§ Work required
Search the listing below for "React". Copy each matching line.

Front-end source files:
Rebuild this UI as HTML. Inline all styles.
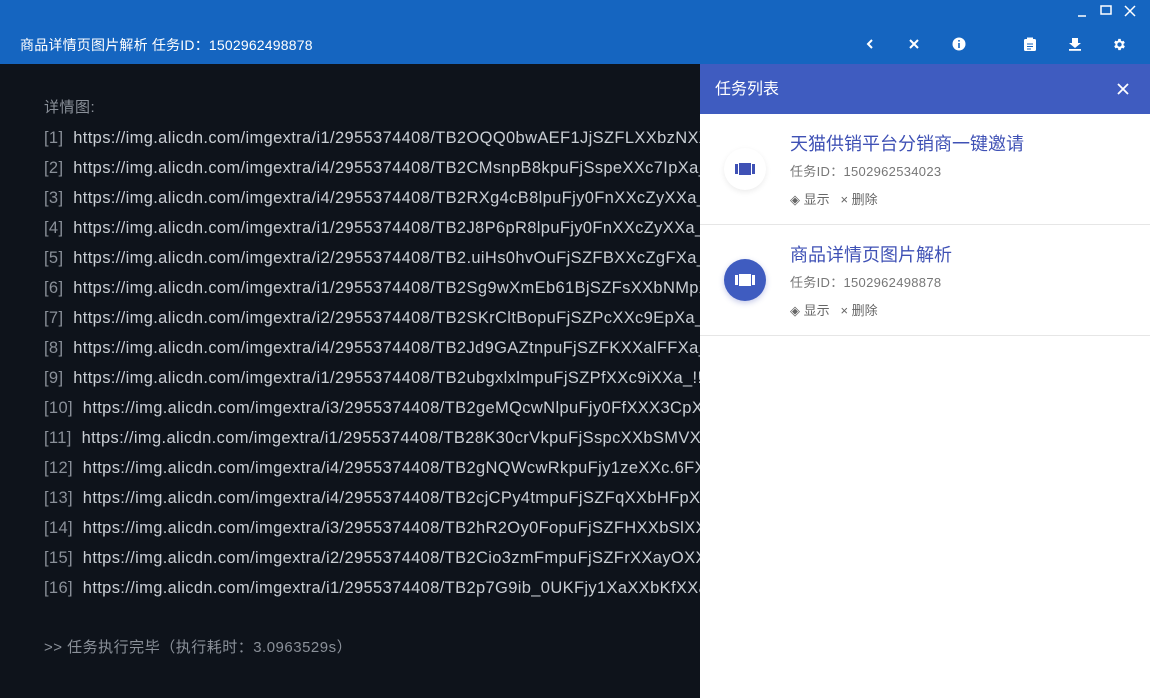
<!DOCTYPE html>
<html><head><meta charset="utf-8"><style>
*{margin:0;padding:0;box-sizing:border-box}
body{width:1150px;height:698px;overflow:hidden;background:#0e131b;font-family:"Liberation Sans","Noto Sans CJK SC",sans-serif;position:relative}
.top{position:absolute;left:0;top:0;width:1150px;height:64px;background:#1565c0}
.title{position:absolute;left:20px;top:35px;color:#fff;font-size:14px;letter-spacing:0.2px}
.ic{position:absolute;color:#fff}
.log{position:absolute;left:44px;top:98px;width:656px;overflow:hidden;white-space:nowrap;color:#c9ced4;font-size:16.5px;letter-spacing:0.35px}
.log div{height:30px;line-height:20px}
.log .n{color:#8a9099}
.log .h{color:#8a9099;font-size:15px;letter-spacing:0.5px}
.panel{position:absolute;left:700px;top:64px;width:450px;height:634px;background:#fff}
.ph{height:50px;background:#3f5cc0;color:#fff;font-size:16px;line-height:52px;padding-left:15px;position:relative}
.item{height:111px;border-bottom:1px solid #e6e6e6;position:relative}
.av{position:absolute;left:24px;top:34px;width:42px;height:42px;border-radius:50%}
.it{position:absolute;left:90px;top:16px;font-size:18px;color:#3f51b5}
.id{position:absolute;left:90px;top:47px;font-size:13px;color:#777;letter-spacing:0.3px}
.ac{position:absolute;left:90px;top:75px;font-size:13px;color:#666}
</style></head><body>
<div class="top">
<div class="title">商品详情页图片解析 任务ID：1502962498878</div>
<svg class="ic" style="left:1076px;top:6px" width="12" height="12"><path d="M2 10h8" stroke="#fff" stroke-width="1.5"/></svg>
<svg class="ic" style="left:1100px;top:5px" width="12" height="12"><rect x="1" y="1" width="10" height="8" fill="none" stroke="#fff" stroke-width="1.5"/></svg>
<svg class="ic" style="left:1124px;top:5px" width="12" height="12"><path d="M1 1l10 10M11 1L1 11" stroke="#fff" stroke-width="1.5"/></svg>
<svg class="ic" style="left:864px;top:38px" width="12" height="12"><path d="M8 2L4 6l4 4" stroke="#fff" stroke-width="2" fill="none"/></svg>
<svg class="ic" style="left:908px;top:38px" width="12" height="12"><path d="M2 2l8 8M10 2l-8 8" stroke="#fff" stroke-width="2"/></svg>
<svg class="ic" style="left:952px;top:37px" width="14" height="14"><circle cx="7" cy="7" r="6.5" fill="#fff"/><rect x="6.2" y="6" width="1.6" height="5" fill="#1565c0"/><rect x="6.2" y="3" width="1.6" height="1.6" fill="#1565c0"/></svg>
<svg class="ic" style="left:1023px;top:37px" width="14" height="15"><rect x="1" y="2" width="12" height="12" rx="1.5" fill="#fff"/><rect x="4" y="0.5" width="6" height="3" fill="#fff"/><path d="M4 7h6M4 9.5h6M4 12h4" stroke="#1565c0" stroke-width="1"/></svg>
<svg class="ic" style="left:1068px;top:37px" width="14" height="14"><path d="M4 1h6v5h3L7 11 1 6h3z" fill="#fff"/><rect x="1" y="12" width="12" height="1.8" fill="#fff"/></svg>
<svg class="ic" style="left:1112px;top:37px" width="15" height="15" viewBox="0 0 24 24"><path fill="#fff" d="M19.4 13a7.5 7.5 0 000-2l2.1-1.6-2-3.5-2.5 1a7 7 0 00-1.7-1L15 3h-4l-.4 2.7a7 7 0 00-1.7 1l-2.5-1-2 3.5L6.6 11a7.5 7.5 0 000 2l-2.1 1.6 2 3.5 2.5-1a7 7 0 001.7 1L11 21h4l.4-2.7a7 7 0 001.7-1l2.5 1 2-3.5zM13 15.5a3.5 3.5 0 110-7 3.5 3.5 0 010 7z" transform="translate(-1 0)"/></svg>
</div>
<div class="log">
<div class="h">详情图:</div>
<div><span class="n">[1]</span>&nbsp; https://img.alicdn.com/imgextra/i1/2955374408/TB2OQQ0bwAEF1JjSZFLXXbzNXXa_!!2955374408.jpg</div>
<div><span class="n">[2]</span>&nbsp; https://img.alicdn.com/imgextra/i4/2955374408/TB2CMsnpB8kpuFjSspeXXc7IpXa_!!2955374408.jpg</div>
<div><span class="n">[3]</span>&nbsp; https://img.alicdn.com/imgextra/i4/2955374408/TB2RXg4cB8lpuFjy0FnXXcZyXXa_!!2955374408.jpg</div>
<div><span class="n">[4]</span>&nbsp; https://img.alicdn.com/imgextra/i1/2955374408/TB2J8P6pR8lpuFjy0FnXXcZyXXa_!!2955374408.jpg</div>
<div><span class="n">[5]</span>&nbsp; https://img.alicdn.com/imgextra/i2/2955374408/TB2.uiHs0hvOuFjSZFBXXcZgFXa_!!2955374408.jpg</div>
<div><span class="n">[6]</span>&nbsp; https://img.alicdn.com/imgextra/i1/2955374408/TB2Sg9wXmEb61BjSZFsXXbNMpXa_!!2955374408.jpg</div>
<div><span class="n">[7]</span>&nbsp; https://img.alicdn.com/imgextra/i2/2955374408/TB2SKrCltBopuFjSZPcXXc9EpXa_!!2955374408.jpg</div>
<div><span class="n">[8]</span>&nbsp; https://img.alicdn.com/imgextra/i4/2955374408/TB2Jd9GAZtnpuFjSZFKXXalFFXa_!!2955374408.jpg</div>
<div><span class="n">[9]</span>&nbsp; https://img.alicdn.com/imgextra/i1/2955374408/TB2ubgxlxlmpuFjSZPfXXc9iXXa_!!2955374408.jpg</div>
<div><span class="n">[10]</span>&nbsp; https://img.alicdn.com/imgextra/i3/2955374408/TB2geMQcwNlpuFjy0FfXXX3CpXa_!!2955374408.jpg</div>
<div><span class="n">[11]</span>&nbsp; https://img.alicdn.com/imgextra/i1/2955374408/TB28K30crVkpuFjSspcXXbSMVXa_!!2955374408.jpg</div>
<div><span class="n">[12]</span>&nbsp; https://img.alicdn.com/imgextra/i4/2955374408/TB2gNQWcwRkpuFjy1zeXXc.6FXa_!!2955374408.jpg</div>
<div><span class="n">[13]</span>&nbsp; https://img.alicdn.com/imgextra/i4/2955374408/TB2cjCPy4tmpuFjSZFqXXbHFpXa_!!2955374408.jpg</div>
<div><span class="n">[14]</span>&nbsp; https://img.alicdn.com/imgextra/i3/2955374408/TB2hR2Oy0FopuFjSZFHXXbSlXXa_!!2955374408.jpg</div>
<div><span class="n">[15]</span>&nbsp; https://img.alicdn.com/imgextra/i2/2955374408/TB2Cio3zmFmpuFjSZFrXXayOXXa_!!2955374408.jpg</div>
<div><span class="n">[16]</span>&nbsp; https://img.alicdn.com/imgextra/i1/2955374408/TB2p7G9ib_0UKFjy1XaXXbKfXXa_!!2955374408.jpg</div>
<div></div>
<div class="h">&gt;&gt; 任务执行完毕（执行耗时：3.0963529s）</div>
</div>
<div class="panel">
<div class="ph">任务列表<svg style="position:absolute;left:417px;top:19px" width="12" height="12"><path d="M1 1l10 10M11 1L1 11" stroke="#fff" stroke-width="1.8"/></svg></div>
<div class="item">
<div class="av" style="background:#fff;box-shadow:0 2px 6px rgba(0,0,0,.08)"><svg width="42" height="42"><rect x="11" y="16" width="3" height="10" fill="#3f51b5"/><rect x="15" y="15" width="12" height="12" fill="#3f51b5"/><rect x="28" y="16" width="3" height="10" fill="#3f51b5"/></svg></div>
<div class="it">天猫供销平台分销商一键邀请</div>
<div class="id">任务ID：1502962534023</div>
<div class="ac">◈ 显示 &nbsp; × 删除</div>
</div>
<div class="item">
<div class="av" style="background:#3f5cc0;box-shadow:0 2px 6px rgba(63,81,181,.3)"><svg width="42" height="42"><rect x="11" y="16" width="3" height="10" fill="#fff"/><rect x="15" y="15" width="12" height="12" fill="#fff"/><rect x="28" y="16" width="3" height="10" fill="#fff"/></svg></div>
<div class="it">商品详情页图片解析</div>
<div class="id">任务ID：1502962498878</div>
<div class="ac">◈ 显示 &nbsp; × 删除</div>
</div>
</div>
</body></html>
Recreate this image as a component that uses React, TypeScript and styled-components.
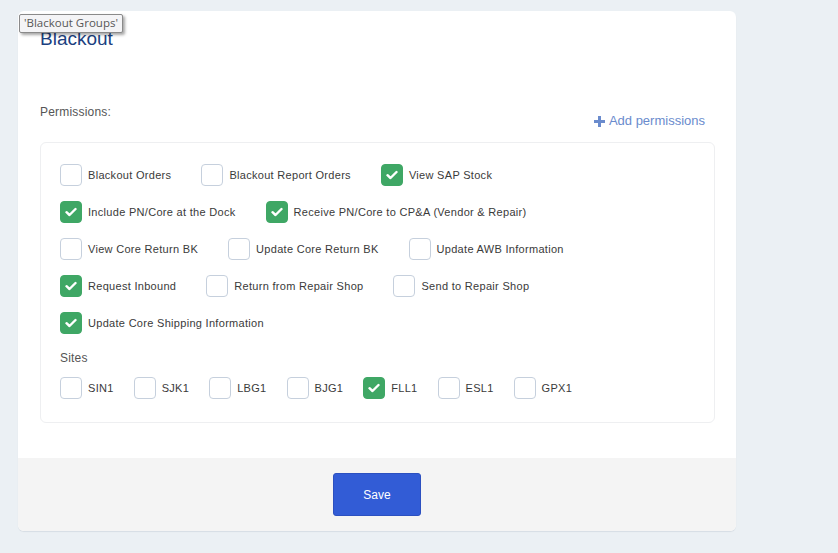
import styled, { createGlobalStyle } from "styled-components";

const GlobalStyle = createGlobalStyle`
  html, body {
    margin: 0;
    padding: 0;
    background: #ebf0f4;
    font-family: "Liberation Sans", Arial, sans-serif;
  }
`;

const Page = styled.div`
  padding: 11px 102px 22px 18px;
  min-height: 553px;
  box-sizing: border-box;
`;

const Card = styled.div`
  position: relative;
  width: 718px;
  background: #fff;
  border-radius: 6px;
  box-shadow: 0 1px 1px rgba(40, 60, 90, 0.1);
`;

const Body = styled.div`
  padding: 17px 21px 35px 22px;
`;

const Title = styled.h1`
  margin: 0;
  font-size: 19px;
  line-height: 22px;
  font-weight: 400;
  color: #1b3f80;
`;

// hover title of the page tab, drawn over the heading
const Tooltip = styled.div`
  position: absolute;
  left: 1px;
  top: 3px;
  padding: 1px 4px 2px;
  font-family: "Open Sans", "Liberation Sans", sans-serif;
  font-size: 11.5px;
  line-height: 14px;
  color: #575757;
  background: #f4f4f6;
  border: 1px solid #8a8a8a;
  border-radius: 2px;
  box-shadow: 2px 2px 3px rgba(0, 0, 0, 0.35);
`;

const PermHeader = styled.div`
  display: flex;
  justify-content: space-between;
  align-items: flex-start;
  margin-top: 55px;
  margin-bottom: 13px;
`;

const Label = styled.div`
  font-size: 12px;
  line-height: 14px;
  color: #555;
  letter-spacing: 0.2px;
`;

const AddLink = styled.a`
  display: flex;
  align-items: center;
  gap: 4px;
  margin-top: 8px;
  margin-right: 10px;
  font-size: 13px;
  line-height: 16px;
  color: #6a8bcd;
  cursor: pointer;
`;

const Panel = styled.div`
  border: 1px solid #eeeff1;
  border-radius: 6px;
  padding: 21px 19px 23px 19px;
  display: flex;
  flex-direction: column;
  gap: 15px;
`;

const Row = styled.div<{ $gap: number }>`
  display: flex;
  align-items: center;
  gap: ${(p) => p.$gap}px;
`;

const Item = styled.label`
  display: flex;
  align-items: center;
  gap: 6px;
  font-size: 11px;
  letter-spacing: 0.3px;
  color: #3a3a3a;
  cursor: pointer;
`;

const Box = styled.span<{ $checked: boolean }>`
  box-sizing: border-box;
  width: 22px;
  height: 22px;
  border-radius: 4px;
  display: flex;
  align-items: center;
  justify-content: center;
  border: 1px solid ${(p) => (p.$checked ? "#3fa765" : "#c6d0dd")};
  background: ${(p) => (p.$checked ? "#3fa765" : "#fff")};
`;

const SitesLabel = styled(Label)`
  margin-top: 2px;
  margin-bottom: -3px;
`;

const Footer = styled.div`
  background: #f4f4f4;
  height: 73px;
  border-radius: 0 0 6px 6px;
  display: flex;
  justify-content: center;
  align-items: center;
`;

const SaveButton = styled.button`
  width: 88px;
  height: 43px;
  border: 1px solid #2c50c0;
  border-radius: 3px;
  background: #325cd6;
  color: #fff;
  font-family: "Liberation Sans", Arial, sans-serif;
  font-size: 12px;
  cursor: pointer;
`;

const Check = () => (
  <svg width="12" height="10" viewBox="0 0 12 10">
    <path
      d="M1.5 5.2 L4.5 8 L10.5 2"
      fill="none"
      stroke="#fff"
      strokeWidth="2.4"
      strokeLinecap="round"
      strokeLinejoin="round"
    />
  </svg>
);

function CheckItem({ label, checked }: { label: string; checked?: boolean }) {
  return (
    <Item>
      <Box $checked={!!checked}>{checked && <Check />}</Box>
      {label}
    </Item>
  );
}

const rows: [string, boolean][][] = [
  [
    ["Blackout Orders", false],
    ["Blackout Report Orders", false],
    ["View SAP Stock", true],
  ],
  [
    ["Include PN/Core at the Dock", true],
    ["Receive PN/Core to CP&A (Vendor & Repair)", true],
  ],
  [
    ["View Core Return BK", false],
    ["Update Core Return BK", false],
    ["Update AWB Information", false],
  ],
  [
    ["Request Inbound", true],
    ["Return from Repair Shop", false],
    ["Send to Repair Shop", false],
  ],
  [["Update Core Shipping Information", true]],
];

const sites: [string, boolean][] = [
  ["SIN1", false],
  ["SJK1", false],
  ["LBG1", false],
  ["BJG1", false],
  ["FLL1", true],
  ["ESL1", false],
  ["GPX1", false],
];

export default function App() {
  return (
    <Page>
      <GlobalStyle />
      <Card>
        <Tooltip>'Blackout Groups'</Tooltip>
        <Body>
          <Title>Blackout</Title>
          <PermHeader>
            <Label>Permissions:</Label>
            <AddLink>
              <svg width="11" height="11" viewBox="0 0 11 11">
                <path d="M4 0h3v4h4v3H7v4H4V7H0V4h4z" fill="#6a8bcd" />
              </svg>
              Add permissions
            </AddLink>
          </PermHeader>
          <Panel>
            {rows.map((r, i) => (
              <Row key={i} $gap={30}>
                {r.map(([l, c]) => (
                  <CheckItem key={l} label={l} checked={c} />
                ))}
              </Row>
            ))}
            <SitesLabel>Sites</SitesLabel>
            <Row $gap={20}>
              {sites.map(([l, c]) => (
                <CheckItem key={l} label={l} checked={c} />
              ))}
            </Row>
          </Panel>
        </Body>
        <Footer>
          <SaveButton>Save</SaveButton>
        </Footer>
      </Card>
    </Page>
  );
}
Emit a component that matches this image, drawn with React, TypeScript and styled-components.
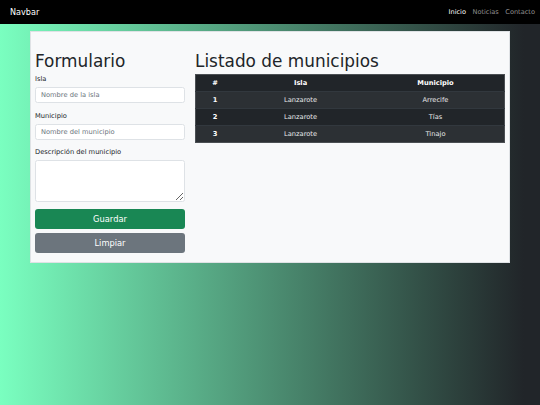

§ The result
Recreate this image as a component that uses React, TypeScript and styled-components.
Emit a component that matches this image, drawn with React, TypeScript and styled-components.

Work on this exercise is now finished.